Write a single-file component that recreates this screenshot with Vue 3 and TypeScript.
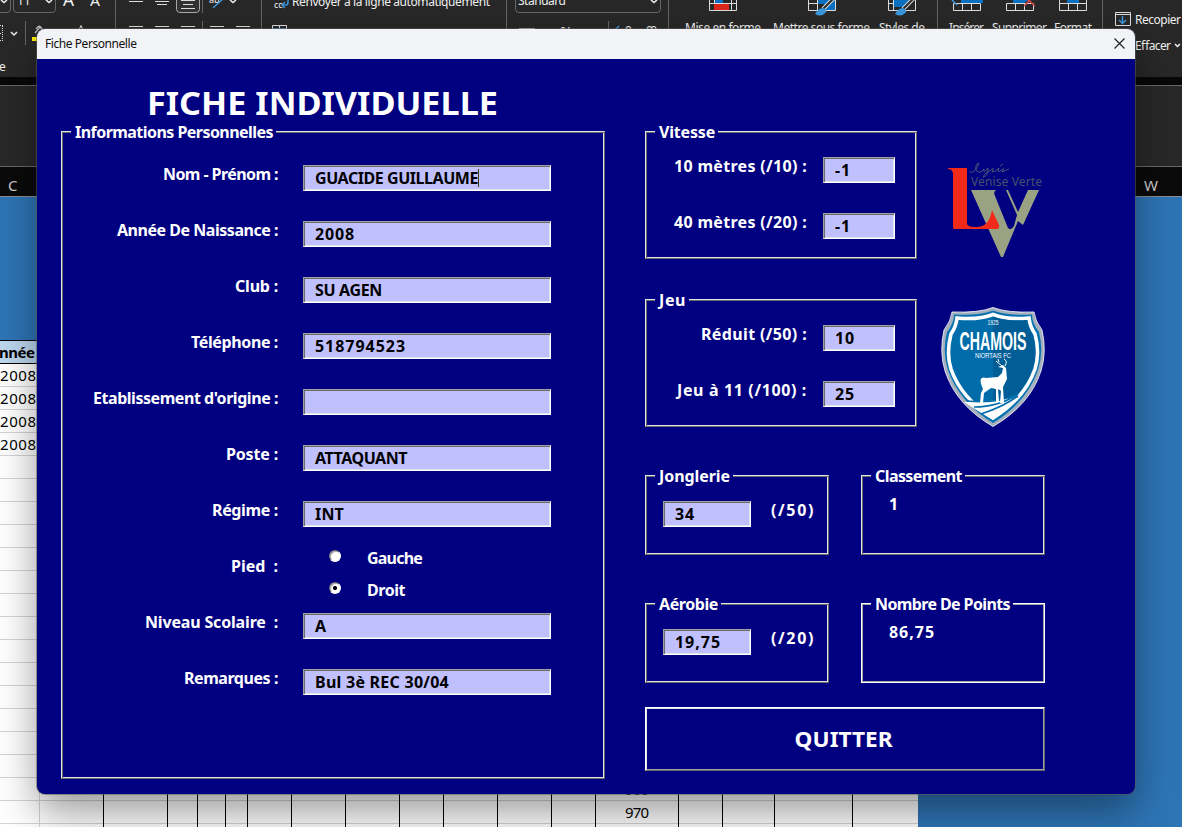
<script setup lang="ts">
import type { Directive } from 'vue'

interface Field {
  label: string
  labelWidth: number
  value: string
  valueWidth: number
  caret?: boolean
}

// Spreads the letters of a text over a given width, or widens them with the stretch modifier.
const vFit: Directive<HTMLElement, number> = {
  mounted(el, { value, modifiers }) {
    const count = (el.textContent ?? '').length
    if (!count || !value) return
    const natural = el.getBoundingClientRect().width
    if (modifiers.stretch) {
      el.style.transform = `scaleX(${value / natural})`
    } else {
      el.style.letterSpacing = `${(value - natural) / count}px`
    }
  },
}

const before: Field[] = [
  { label: 'Nom - Prénom :', labelWidth: 115, value: 'GUACIDE GUILLAUME', valueWidth: 163, caret: true },
  { label: 'Année De Naissance :', labelWidth: 161, value: '2008', valueWidth: 40 },
  { label: 'Club :', labelWidth: 43, value: 'SU AGEN', valueWidth: 67 },
  { label: 'Téléphone :', labelWidth: 87, value: '518794523', valueWidth: 91 },
  { label: "Etablissement d'origine :", labelWidth: 185, value: '', valueWidth: 0 },
  { label: 'Poste :', labelWidth: 52, value: 'ATTAQUANT', valueWidth: 92 },
  { label: 'Régime :', labelWidth: 66, value: 'INT', valueWidth: 29 },
]
const pied = 'Pied  :'
const after: Field[] = [
  { label: 'Niveau Scolaire  :', labelWidth: 133, value: 'A', valueWidth: 11 },
  { label: 'Remarques :', labelWidth: 94, value: 'Bul 3è REC 30/04', valueWidth: 134 },
]
const vitesse: Field[] = [
  { label: '10 mètres (/10) :', labelWidth: 133, value: '-1', valueWidth: 16 },
  { label: '40 mètres (/20) :', labelWidth: 133, value: '-1', valueWidth: 16 },
]
const jeu: Field[] = [
  { label: 'Réduit (/50) :', labelWidth: 106, value: '10', valueWidth: 20 },
  { label: 'Jeu à 11 (/100) :', labelWidth: 130, value: '25', valueWidth: 20 },
]
const columnLines = [103, 167, 197, 225, 247, 291, 345, 399, 443, 497, 551, 595, 678, 722, 774, 852]
const rowLines = Array.from({ length: 20 }, (_, i) => 386 + i * 23)
const separators = [115, 261, 506, 668, 937, 1102]
</script>

<template>
  <div class="screen">
    <svg class="backdrop" width="1182" height="827" viewBox="0 0 1182 827" xml:space="preserve">
      <rect width="1182" height="77" fill="#282828" />
      <rect y="77" width="1182" height="8" fill="#080808" />
      <rect y="85" width="1182" height="82" fill="#282828" />
      <path d="M0 85.5H1182M0 166.5H1182" stroke="#686868" />
      <rect y="167" width="1182" height="29" fill="#0a0a0a" />
      <rect y="197" width="1182" height="630" fill="#2e75b6" />
      <path d="M0 196.5H1182" stroke="#8d8d8d" />

      <g class="ui">
        <g fill="none" stroke="#666">
          <path v-for="x in separators" :key="x" :d="`M${x + 0.5} 0V29`" />
          <path d="M202.5 0V13M202.5 21V29M25.5 21V45M608.5 21V29" />
          <path d="M0 12.5H7Q10.500 12.500 10.500 9V0M13.500 0V9Q13.500 12.500 17 12.500H52Q55.500 12.500 55.500 9V0" />
          <path d="M515.500 0V9Q515.500 12.500 519 12.500H657Q660.500 12.500 660.500 9V0" />
          <path d="M176.500 0V9Q176.500 12.500 180 12.500H196Q199.500 12.500 199.500 9V0" fill="#333" stroke="#aaa" />
        </g>
        <g fill="none" stroke="#eee" stroke-width="1.5">
          <path d="M1 0L4 2.500L7 0M46 0L49 2.500L52 0M230 0L233 2.500L236 0M651 0L654 2.500L657 0M11 32L14 35L17 32M1175 44L1177.500 46.500L1180 44" />
        </g>
        <path d="M129 1.500H143M155 1.500H169M157 4.500H167M181 .5H195M183 4.500H193M181 8.500H195M129 26.500H143M155 26.500H169M181 26.500H195M210 26.500H224M236 26.500H250M519 28.500H535" stroke="#ddd" fill="none" />
        <path d="M0 25.500H3M2.500 26V41M0 33.500H2M0 40.500H3" stroke="#ddd" stroke-dasharray="1 1" />
        <text x="17" y="5" font-size="12" fill="#fff">11</text>
        <text x="63" y="6" font-size="18" textLength="11" lengthAdjust="spacingAndGlyphs">A</text>
        <text x="90" y="6" font-size="15" textLength="10" lengthAdjust="spacingAndGlyphs">A</text>
        <path d="M79 30L81 25.500L83 30" fill="none" stroke="#ddd" />
        <path d="M35 33L40 27L45 32M36 29Q40 23 42 30" fill="none" stroke="#bbb" stroke-width="1.300" />
        <rect x="32" y="37" width="14" height="4" fill="#ffef00" />
        <text x="209" y="3" font-size="9">ab</text>
        <path d="M213 8L225 -3" stroke="#3b96dd" stroke-width="1.500" />
        <text x="274" y="8" font-size="9">cc</text>
        <path d="M283 5H286Q288 5 288 2V0M285 2L282 5L285 8" fill="none" stroke="#3b96dd" stroke-width="1.500" />
        <path d="M272.500 29V25.500H286.500V29M279.500 25V28" fill="none" stroke="#ddd" />
        <path d="M273 28.500H286" stroke="#2f86cc" />
        <text x="292" y="6" textLength="198" fill="#fff">Renvoyer à la ligne automatiquement</text>
        <text x="518" y="5" textLength="48" fill="#fff">Standard</text>
        <text x="560" y="37" font-size="15">%</text>
        <text x="625" y="35">0</text>
        <text x="646" y="35" textLength="11">00</text>
        <path d="M619 26L615 30" stroke="#3b96dd" stroke-width="1.500" />

        <g fill="none" stroke="#ddd">
          <path d="M709.500 -4V10.500H736.500V-4M709 3.500H737M714.500 0V10M731.500 0V10" />
          <path d="M808.500 -4V10.500H835.500V-4M808 3.500H836M817.500 0V10M826.500 0V10" />
          <path d="M888.500 -4V10.500H915.500V-4M888 3.500H893M893.500 0V10" />
          <path d="M953.500 3.500V10.500H980.500V3.500ZM962.500 3V10M971.500 3V10" />
          <path d="M1006.500 3.500V10.500H1033.500V3.500ZM1015.500 3V10M1024.500 3V10" />
          <path d="M1059.500 -4V10.500H1086.500V-4M1059 3.500H1087M1068.500 3V10M1077.500 3V10" />
          <path d="M1115.500 12.500H1130.500V25.500H1115.500ZM1115.500 14.500H1130.500" />
        </g>
        <rect x="715" y="0" width="8" height="3" fill="#0b6fc2" />
        <rect x="714" y="4" width="15" height="6" fill="#d92719" />
        <path d="M818 0H835V10H824V4H818ZM894 0H911L904 7H894ZM961 0H983V3H961ZM1013 0H1029L1024 3H1013ZM1067 0H1079V3H1067Z" fill="#0b6fc2" />
        <path d="M823 9L836 -4M903 9L916 -4" stroke="#ddd" stroke-width="4" />
        <path d="M823 9L836 -4M903 9L916 -4" stroke="#282828" stroke-width="2" />
        <path d="M815 14Q818 8 823 8Q829 11 824 14Q820 17 815 14ZM895 14Q898 8 903 8Q909 11 904 14Q900 17 895 14Z" fill="#3b96dd" />
        <path d="M952 0L957 5" stroke="#3b96dd" stroke-width="1.500" />
        <path d="M1024 6L1034 -4M1025 -3L1035 6" stroke="#d94242" stroke-width="1.500" />
        <path d="M1122.500 16V23M1119 20L1122.500 23.500L1126 20" fill="none" stroke="#3b96dd" stroke-width="1.500" />
        <text x="685" y="32" textLength="76">Mise en forme</text>
        <text x="773" y="32" textLength="97">Mettre sous forme</text>
        <text x="879" y="32" textLength="46">Styles de</text>
        <text x="949" y="32" textLength="35">Insérer</text>
        <text x="992" y="32" textLength="55">Supprimer</text>
        <text x="1054" y="32" textLength="38">Format</text>
        <text x="1135" y="24" textLength="46">Recopier</text>
        <text x="1135" y="50" textLength="36">Effacer</text>
        <text x="-1" y="71">e</text>
      </g>

      <g class="cells">
        <text x="8" y="191" font-size="15" fill="#ccc">C</text>
        <text x="1144" y="191" font-size="15" fill="#ccc">W</text>
        <rect y="340" width="918" height="487" fill="#fff" />
        <rect y="341" width="60" height="22" fill="#bdd7ee" />
        <path d="M0 340.500H60M0 363.500H60" stroke="#000" />
        <path v-for="y in rowLines" :key="y" :d="`M0 ${y + 0.5}H918`" stroke="#d4d4d4" />
        <path d="M39.500 364V827" stroke="#d4d4d4" />
        <path v-for="x in columnLines" :key="x" :d="`M${x + 0.5} 700V827`" stroke="#000" />
        <text x="-1" y="358" font-size="15" font-weight="700" textLength="36">nnée</text>
        <text v-for="i in 4" :key="i" x="0" :y="358 + i * 23" textLength="36">2008</text>
        <text x="625" y="795" font-size="14" textLength="24">960</text>
        <text x="625" y="818" font-size="14" textLength="24">970</text>
      </g>
    </svg>

    <section class="window">
      <header class="titlebar">
        <span v-fit="91.5">Fiche Personnelle</span>
        <svg width="11" height="11" viewBox="0 0 11 11"><path d="M.5 .5L10.500 10.500M10.500 .5L.5 10.500" stroke="#222" stroke-width="1.200" /></svg>
      </header>
      <div class="form">
        <div class="left">
          <h1><span v-fit.stretch="351">FICHE INDIVIDUELLE</span></h1>
          <div class="frame personal">
            <div class="legend"><span v-fit="198">Informations Personnelles</span></div>
            <div class="rows">
              <div v-for="f in before" :key="f.label" class="row">
                <label><span v-fit="f.labelWidth">{{ f.label }}</span></label>
                <div class="input"><span v-fit="f.valueWidth">{{ f.value }}</span><i v-if="f.caret" class="caret"></i></div>
              </div>
              <div class="row">
                <label><span v-fit="47">{{ pied }}</span></label>
                <div class="radios">
                  <div class="option"><i class="radio"></i><span v-fit="55">Gauche</span></div>
                  <div class="option"><i class="radio checked"></i><span v-fit="38">Droit</span></div>
                </div>
              </div>
              <div v-for="f in after" :key="f.label" class="row">
                <label><span v-fit="f.labelWidth">{{ f.label }}</span></label>
                <div class="input"><span v-fit="f.valueWidth">{{ f.value }}</span></div>
              </div>
            </div>
          </div>
        </div>

        <div class="right">
          <div class="band">
            <div class="frame tests">
              <div class="legend"><span v-fit="56">Vitesse</span></div>
              <div class="rows">
                <div v-for="f in vitesse" :key="f.label" class="row">
                  <label><span v-fit="f.labelWidth">{{ f.label }}</span></label>
                  <div class="input"><span v-fit="f.valueWidth">{{ f.value }}</span></div>
                </div>
              </div>
            </div>
            <svg class="lycee" width="104" height="104" viewBox="941 157 104 104">
              <path d="M971 190H996Q993 192 995 196L1008 228Q1011 231 1014 226L1017 215L1006 190H1008L1018 212L1028 190H1039L1023 225L1018 221L1003 257H1001Z" fill="#9aa284" />
              <path d="M948 168H967V224Q968 227 975 227Q989 228 992 210L999 225Q1000 229 996 229H954Q953 229 953 225V173Q952 169 948 169Z" fill="#f12a19" />
              <text x="971" y="186" class="school" textLength="71">Venise Verte</text>
              <path d="M970 172Q975 174 979 163Q975 164 976 170Q980 175 984 169Q983 174 986 170L988 168Q988 177 983 177Q984 173 991 170Q995 166 992 172Q996 172 999 168Q996 174 1002 170Q1005 166 1002 172Q1006 170 1009 169M1000 166L1003 164" fill="none" stroke="#5c6674" stroke-width=".8" />
            </svg>
          </div>
          <div class="band game">
            <div class="frame tests">
              <div class="legend"><span v-fit="27">Jeu</span></div>
              <div class="rows">
                <div v-for="f in jeu" :key="f.label" class="row">
                  <label><span v-fit="f.labelWidth">{{ f.label }}</span></label>
                  <div class="input"><span v-fit="f.valueWidth">{{ f.value }}</span></div>
                </div>
              </div>
            </div>
            <svg class="crest" width="104" height="122" viewBox="941 306 104 122">
              <path d="M993 307.500Q979 313 952 312Q951 321 944 330Q939 352 945 371Q956 405 993 426.500Q1030 405 1041 371Q1047 352 1042 330Q1035 321 1034 312Q1007 313 993 307.500Z" fill="#a5b0bc" stroke="#fff" stroke-width=".8" />
              <path d="M993 310.500Q978 316 954 314.500Q954 323 947 332Q942 352 948 370Q959 402 993 423Q1027 402 1038 370Q1044 352 1039 332Q1032 323 1032 314.500Q1008 316 993 310.500Z" fill="#0873b1" />
              <path d="M993 314.500Q979 320 957 318Q956 327 951 334Q946 353 951 369Q961 398 993 418Q1025 398 1035 369Q1040 353 1035 334Q1030 327 1029 318Q1007 320 993 314.500Z" fill="#006ca9" stroke="#fff" stroke-width="3.600" />
              <path d="M993 316.500V416Q1023 396 1033 368Q1038 352 1033 335Q1028 328 1027 320Q1006 322 993 316.500Z" fill="#005d95" />
              <path d="M964 402Q1003 402 1020 394L1009 408L993 420L978 411Z" fill="#fff" />
              <path d="M974 407Q999 407 1018 394M981 414Q1003 407 1018 396M967 401Q998 404 1017 394" fill="none" stroke="#006ca9" stroke-width="1.600" />
              <path d="M980 403L981 393L983 389L981 384Q979 376 986 378L998 377L1002 373L1003 368L998 367L1003 365L1006 368L1007 379L1003 387L1004 403H1000L1001 391L998 389L999 402H996L996 389L991 388L984 393L983 403Z" fill="#fff" />
              <path d="M1002 366L996 361M999 362L998 359M1005 366Q1008 361 1004 359" fill="none" stroke="#fff" />
              <text x="987.5" y="325" class="crest-year" textLength="11" lengthAdjust="spacingAndGlyphs">1925</text>
              <text x="959.5" y="350" class="club" textLength="67" lengthAdjust="spacingAndGlyphs">CHAMOIS</text>
              <text x="975" y="357.5" class="crest-sub" textLength="36" lengthAdjust="spacingAndGlyphs">NIORTAIS FC</text>
            </svg>
          </div>
          <div class="scores">
            <div class="frame small">
              <div class="legend"><span v-fit="71">Jonglerie</span></div>
              <div class="score"><div class="input"><span v-fit="20">34</span></div><label><span v-fit="44">(/50)</span></label></div>
            </div>
            <div class="frame small">
              <div class="legend"><span v-fit="87">Classement</span></div>
              <div class="result"><span v-fit="11">1</span></div>
            </div>
            <div class="frame small">
              <div class="legend"><span v-fit="59">Aérobie</span></div>
              <div class="score"><div class="input"><span v-fit="46">19,75</span></div><label><span v-fit="44">(/20)</span></label></div>
            </div>
            <div class="frame small bright">
              <div class="legend"><span v-fit="135">Nombre De Points</span></div>
              <div class="result"><span v-fit="46">86,75</span></div>
            </div>
          </div>
          <button class="quit" type="button"><span v-fit.stretch="98">QUITTER</span></button>
        </div>
      </div>
    </section>
  </div>
</template>

<style>
html,
body {
  margin: 0;
  overflow: hidden;
}
</style>

<style scoped>
* {
  box-sizing: border-box;
}
.screen {
  position: relative;
  width: 1182px;
  height: 827px;
  overflow: hidden;
  padding: 29px 0 0 37px;
  font-family: 'Noto Sans', 'Open Sans', sans-serif;
}
.backdrop {
  position: absolute;
  left: 0;
  top: 0;
}
.ui text {
  font-family: 'Noto Sans', sans-serif;
  font-size: 12px;
  fill: #f0f0f0;
}
.ui text[font-size='18'] {
  font-size: 18px;
}
.ui text[font-size='15'] {
  font-size: 15px;
}
.ui text[font-size='9'] {
  font-size: 9px;
}
.cells text {
  font-family: 'Noto Sans', sans-serif;
  font-size: 15px;
}
.window {
  position: relative;
  width: 1098px;
  height: 765px;
  border-radius: 8px;
  overflow: hidden;
  background: #000080;
  box-shadow: 0 0 0 1px rgba(90, 90, 90, 0.55), 0 18px 40px rgba(0, 0, 0, 0.4);
}
.titlebar {
  height: 30px;
  padding: 0 10px 1px 8px;
  display: flex;
  align-items: center;
  justify-content: space-between;
  background: #f1f3f7;
  color: #111;
  font-size: 12px;
}
.form {
  display: flex;
  gap: 40px;
  padding: 0 0 0 24px;
  color: #fff;
  font-size: 16px;
  font-weight: 700;
  white-space: pre;
}
.form span,
.titlebar span {
  display: inline-block;
}
.left {
  width: 544px;
}
h1 {
  margin: 0;
  height: 72px;
  padding: 22px 0 0 86px;
  font-size: 32px;
  line-height: 44px;
}
h1 span {
  transform-origin: 0 50%;
}
.frame {
  border: 1px solid;
  border-color: #e3e3e3 #696969 #696969 #e3e3e3;
  box-shadow: inset 1px 1px 0 #696969, inset -1px -1px 0 #e3e3e3;
}
.frame.bright {
  border-color: #fff;
  box-shadow: inset 1px 1px 0 #a0a0a0, inset -1px -1px 0 #a0a0a0;
}
.legend {
  width: max-content;
  height: 20px;
  line-height: 20px;
  margin: -10px 0 0 9px;
  padding: 0 3px 0 4px;
  background: #000080;
}
.personal {
  height: 648px;
}
.rows {
  display: flex;
  flex-direction: column;
  gap: 30px;
  margin-top: 23px;
}
.row {
  display: flex;
  height: 26px;
}
.row label {
  width: 216px;
  text-align: right;
  line-height: 19px;
}
.input {
  display: flex;
  width: 248px;
  height: 26px;
  padding: 1px 0 0 11px;
  color: #000;
  background: #c0c0ff;
  line-height: 23px;
  border: 1px solid;
  border-color: #a0a0a0 #fff #fff #a0a0a0;
  box-shadow: inset 1px 1px 0 #696969, inset -1px -1px 0 #e3e3e3;
}
.personal .input {
  margin-left: 25px;
}
.caret {
  width: 1px;
  height: 18px;
  margin-top: 2px;
  background: #3f3f00;
}
.radios {
  display: flex;
  flex-direction: column;
  gap: 10px;
  margin: -10px 0 0 51px;
}
.option {
  display: flex;
  height: 22px;
  line-height: 22px;
}
.radio {
  width: 12px;
  height: 12px;
  margin: 3px 26px 0 0;
  border-radius: 50%;
  background: #fff;
  border: 1px solid;
  border-color: #777 #fff #fff #777;
  box-shadow: inset 1px 1px 0 #aaa;
}
.radio.checked {
  background: radial-gradient(circle, #000 0 1.800px, #fff 2.300px);
}
.right {
  width: 400px;
  padding-top: 72px;
}
.band {
  display: flex;
  height: 168px;
  gap: 24px;
}
.band.game {
  height: 176px;
}
.tests {
  width: 272px;
  height: 128px;
  flex: none;
}
.tests .rows {
  margin-top: 15px;
}
.tests .row label {
  width: 161px;
}
.tests .row .input {
  width: 72px;
  margin-left: 16px;
}
.lycee {
  flex: none;
  margin-top: 26px;
}
.crest {
  flex: none;
  margin-top: 7px;
}
.school {
  font: 12px 'Noto Sans', sans-serif;
  fill: #46506c;
}
.club {
  font: 700 25px 'Liberation Sans', sans-serif;
  fill: #fff;
}
.crest-year {
  font: 7px 'Liberation Sans', sans-serif;
  fill: #fff;
}
.crest-sub {
  font: 8px 'Liberation Sans', sans-serif;
  fill: #fff;
}
.scores {
  display: grid;
  grid-template-columns: 184px 184px;
  gap: 48px 32px;
}
.small {
  height: 80px;
}
.score {
  display: flex;
  gap: 20px;
  margin: 15px 0 0 17px;
}
.score .input {
  width: 88px;
}
.score label {
  line-height: 19px;
}
.result {
  margin: 9px 0 0 27px;
  line-height: 18px;
}
.quit {
  display: block;
  width: 400px;
  height: 64px;
  margin-top: 24px;
  padding: 0 2px 2px 0;
  border: 1px solid;
  border-color: #fff #696969 #696969 #fff;
  box-shadow: inset 1px 1px 0 #e3e3e3, inset -1px -1px 0 #a0a0a0;
  background: #000080;
  color: #fff;
  font: 700 22px 'Noto Sans', sans-serif;
}
</style>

· · · ·

» **TASK PROMPT**
Extract every line containing the string "with" from the data above.

» **OUTPUT FOR THIS TASK**
Write a single-file component that recreates this screenshot with Vue 3 and TypeScript.
// Spreads the letters of a text over a given width, or widens them with the stretch modifier.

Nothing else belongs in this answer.